Sender: linux-btrfs-owner@vger.kernel.org
Precedence: bulk
List-ID: <linux-btrfs.vger.kernel.org>
X-Mailing-List: linux-btrfs@vger.kernel.org

On Monday, January 6, 2020 6:56:19 PM EDT Chris Murphy wrote:
> On Mon, Jan 6, 2020 at 10:32 AM Stephen Conrad <conradsd@gmail.com> wrote:
> > In January 2019 the file system remounted read-only.  I have retained the
> > dmesg logs and notes on the actions I took at that time.  Summary is that
> > I saw a bunch of SATA "link is slow to respond" and "hard resetting link"
> > messages
> This is raid1? I can't tell.
> 

# btrfs filesystem show <UUID>
Label: none  uuid: <UUID>
        Total devices 2 FS bytes used 2.80TiB
        devid    1 size 5.46TiB used 2.80TiB path /dev/mapper/XXX
        devid    2 size 5.46TiB used 2.80TiB path /dev/mapper/YYY
 
# btrfs filesystem df /mnt/raid 
Data, RAID1: total=2.80TiB, used=2.80TiB
System, RAID1: total=32.00MiB, used=416.00KiB
Metadata, RAID1: total=4.00GiB, used=3.16GiB
GlobalReserve, single: total=512.00MiB, used=0.00B

> Anyway, this is common when drive SCT ERC is a greater duration than
> the SCSI command timer (defaults to 30s). Consumer drives often have
> it disabled and you'd have to dig through specs to find out what
> duration that means, but with HDDs it is often way more than 30s. The
> idea is single drive "deep recovery" - it's better for the drive to
> become slow than to report EIO for a bad sector. That may be specious,
> but for sure it's not a good idea for RAID. First choice is to set SCT
> ERC less than 30s. Common is 70 deciseconds for NAS and enterprise
> drives. Second choice, if SCT ERC cannot be configured, is change the
> SCSI command timer to something like 120-180s, which I know is crazy
> but there you go. More here.
> 
> https://raid.wiki.kernel.org/index.php/Timeout_Mismatch
> 
> Note that SCT ERC is a drive firmware configuration. Where the SCSI
> command timer is a kernel timer that applies per (whole) block device.
> Both reset to defaults on power cycle. You can use a udev rule for
> either of these (you only need one, again SCT ERC is preferred if
> available). SCT ERC is set by smartctl, and SCSI command timer is set
> via sysfs so you can just echo the value you want.
> 

These are WD Red Pro drives.  At the time I set things up (Fall 2017) they 
were not fully supported in smartmontools and while I was aware of the 
importance of SCT ERC I was unable to see or change the settings.  Based on 
some internet hearsay I proceeded with assumption that the default would be 
acceptable.

Now (2020 / Debian 10) they are fully supported by smartmontools:
smartctl 6.6 2017-11-05 r4594 [x86_64-linux-4.19.0-8-amd64] (local build)
Model Family:     Western Digital Red Pro
Device Model:     WDC WD6002FFWX-68TZ4N0
Firmware Version: 83.H0A83
Device is:        In smartctl database [for details use: -P show]
ATA Version is:   ACS-2, ATA8-ACS T13/1699-D revision 4
SATA Version is:  SATA 3.1, 6.0 Gb/s (current: 3.0 Gb/s)
SMART support is: Available - device has SMART capability.
SMART support is: Enabled
SMART overall-health self-assessment test result: PASSED
SCT capabilities:              (0x003d) SCT Status supported.
                                        SCT Error Recovery Control supported.
                                        SCT Feature Control supported.
                                        SCT Data Table supported.

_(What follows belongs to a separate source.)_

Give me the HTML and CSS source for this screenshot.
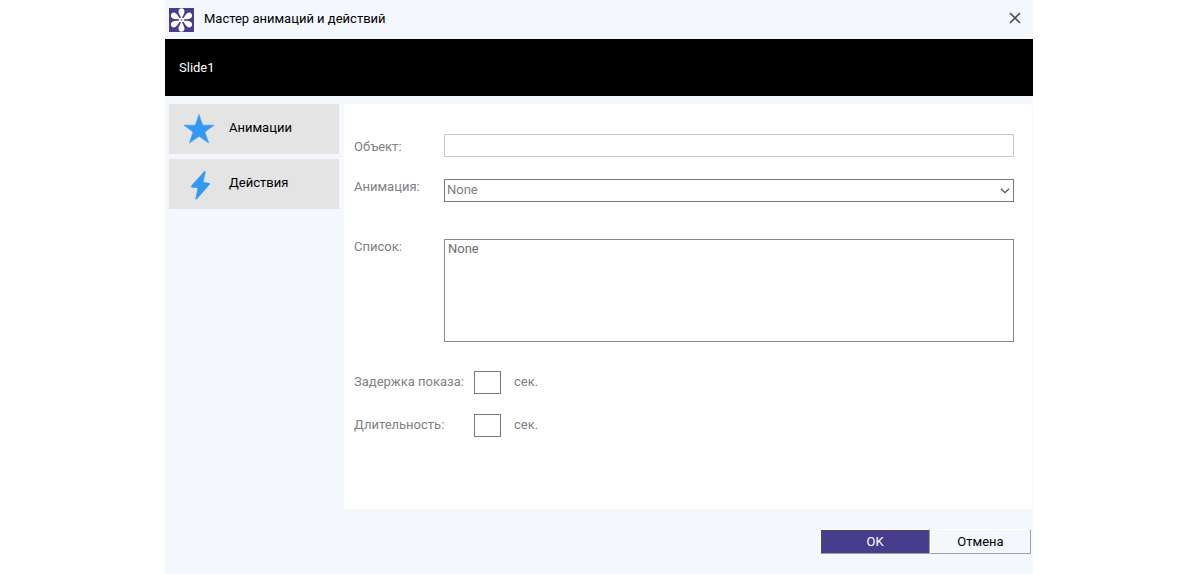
FILE: index.html
```html
<!DOCTYPE html>
<html lang="ru">
<head>
<meta charset="utf-8">
<title>Мастер анимаций и действий</title>
<link rel="stylesheet" href="styles.css">
</head>
<body>
<main class="dialog">
  <header class="titlebar">
    <svg class="logo" viewBox="0 0 25 24" aria-hidden="true">
      <rect width="25" height="24" fill="#483d8b"/>
      <g fill="#fff">
        <path id="petal" d="M12.5 10.8C11.8 8.4 9.4 5.9 9.5 3.2C9.6 1.2 11 .2 12.5 .2S15.4 1.2 15.5 3.2C15.6 5.9 13.2 8.4 12.5 10.8Z"/>
        <use href="#petal" transform="rotate(60 12.5 12)"/>
        <use href="#petal" transform="rotate(120 12.5 12)"/>
        <use href="#petal" transform="rotate(180 12.5 12)"/>
        <use href="#petal" transform="rotate(240 12.5 12)"/>
        <use href="#petal" transform="rotate(300 12.5 12)"/>
        <circle cx="12.5" cy="12" r="2.5"/>
      </g>
      <circle cx="12.5" cy="12" r="1" fill="#8e87b8"/>
    </svg>
    <h1 class="title">Мастер анимаций и действий</h1>
    <button class="close" type="button" aria-label="Закрыть">
      <svg viewBox="0 0 12 12" width="12" height="12"><path d="M1 1L11 11M11 1L1 11" stroke="#505255" stroke-width="1.7" fill="none"/></svg>
    </button>
  </header>
  <div class="slide-name">Slide1</div>
  <div class="content">
    <nav class="tabs">
      <button class="tab" type="button">
        <svg class="tab-icon" viewBox="0 0 32 32" aria-hidden="true"><path d="M16 1.5L19.7 12.2H31L21.9 18.9L25.6 30L16 23.3L6.4 30L10.1 18.9L1 12.2H12.3Z" fill="#3399f3" stroke="#3399f3" stroke-width=".6"/></svg>
        <span>Анимации</span>
      </button>
      <button class="tab" type="button">
        <svg class="tab-icon" viewBox="0 0 32 32" aria-hidden="true"><path d="M21.8 2.8L8.3 17.5V19.4L14.6 20L12.4 31.2L13.6 31.5L26.7 16.4V15L20.4 14L22.8 3.2Z" fill="#3399f3"/></svg>
        <span>Действия</span>
      </button>
    </nav>
    <form class="panel" id="wizard">
      <div class="row row-object">
        <label for="object">Объект:</label>
        <input class="field field-light" id="object" type="text">
      </div>
      <div class="row row-animation">
        <label for="animation">Анимация:</label>
        <select class="field combo" id="animation"><option>None</option></select>
      </div>
      <div class="row row-list">
        <label for="list">Список:</label>
        <select class="field list" id="list" size="5"><option>None</option></select>
      </div>
      <div class="row row-time">
        <label for="delay">Задержка показа:</label>
        <input class="field" id="delay" type="text">
        <span>сек.</span>
      </div>
      <div class="row row-time">
        <label for="duration">Длительность:</label>
        <input class="field" id="duration" type="text">
        <span>сек.</span>
      </div>
    </form>
  </div>
  <footer class="actions">
    <button class="btn btn-ok" type="submit" form="wizard">OK</button>
    <button class="btn btn-cancel" type="button">Отмена</button>
  </footer>
</main>
</body>
</html>
```
FILE: styles.css
```css
* {
  box-sizing: border-box;
}

body {
  margin: 0;
  padding: 0 167px 0 165px;
  background: #fff;
  color: #000;
  font: 13px/16px Roboto, "Noto Sans", sans-serif;
}

button,
input,
select {
  margin: 0;
  font: inherit;
  color: inherit;
  border-radius: 0;
}

.dialog {
  display: flex;
  flex-direction: column;
  min-height: 100vh;
  background: #f4f7fc;
}

.titlebar {
  display: flex;
  align-items: center;
  height: 39px;
  padding: 0 12px 0 4px;
}

.logo {
  width: 25px;
  height: 24px;
}

.title {
  flex: 1;
  margin: 0 0 2px 10px;
  font-size: 13px;
  font-weight: 400;
}

.close {
  display: flex;
  padding: 0;
  margin-bottom: 4px;
  border: 0;
  background: none;
}

.slide-name {
  padding: 21px 14px 20px;
  background: #000;
  color: #fff;
}

.content {
  display: flex;
  gap: 5px;
  padding: 8px 1px 0 4px;
}

.tabs {
  display: flex;
  flex-direction: column;
  gap: 5px;
  width: 170px;
}

.tab {
  display: flex;
  align-items: center;
  gap: 14px;
  height: 50px;
  padding: 0 14px;
  border: 0;
  background: #e4e4e4;
}

.tab span {
  margin-bottom: 2px;
}

.tab-icon {
  width: 32px;
  height: 32px;
}

.panel {
  flex: 1;
  padding: 30px 18px 52px 10px;
  background: #fff;
  color: #808080;
}

.row {
  display: grid;
  grid-template-columns: 90px 1fr;
}

.row label {
  align-self: start;
}

.row-object {
  margin-bottom: 22px;
}

.row-object label {
  padding-top: 5px;
}

.row-animation {
  margin-bottom: 37px;
}

.row-list {
  margin-bottom: 29px;
}

.row-time {
  grid-template-columns: 120px 27px auto;
  justify-content: start;
  margin-bottom: 20px;
}

.row-time label,
.row-time span {
  padding-top: 3px;
}

.row-time span {
  padding-left: 13px;
}

.field {
  width: 100%;
  height: 23px;
  padding: 0 2px;
  border: 1px solid #7a7a7a;
  background: #fff;
  outline: 0;
}

.field-light {
  border-color: #c8c8c8;
}

.combo {
  appearance: none;
  padding-bottom: 2px;
  background: #fff url("data:image/svg+xml,%3Csvg xmlns='http://www.w3.org/2000/svg' width='10' height='6'%3E%3Cpath d='M1 .7L5 4.7L9 .7' fill='none' stroke='%23555' stroke-width='1.3'/%3E%3C/svg%3E") no-repeat right 3px top 8px;
}

.list {
  height: 103px;
  padding: 1px 0;
  border-color: #828790;
  color: #6d6d6d;
  overflow: hidden;
}

.list option {
  min-height: 16px;
  padding: 0 3px;
}

.actions {
  display: flex;
  justify-content: flex-end;
  padding: 20px 2px;
}

.btn {
  height: 25px;
  padding: 0;
  border: 1px solid;
  border-color: #fff #a0a0a0 #a0a0a0 #fff;
}

.btn-ok {
  width: 110px;
  background: #483d8b;
  color: #fff;
}

.btn-cancel {
  width: 101px;
  background: #f4f7fc;
}
```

# smartctl -l scterc /dev/disk/by-id/ata-WDC_WD6002FFWX-68TZ4N0_...
SCT Error Recovery Control:
           Read:     70 (7.0 seconds)
          Write:     70 (7.0 seconds)

So at least now both disks look like they are defaulting to 7 seconds.  Since 
this is a firmware thing I presume that they always have been at 7 seconds.

# cat /sys/block/sdb/device/timeout 
30
# cat /sys/block/sdc/device/timeout 
30

So all of my timing looks like it is (and probably always has been) good...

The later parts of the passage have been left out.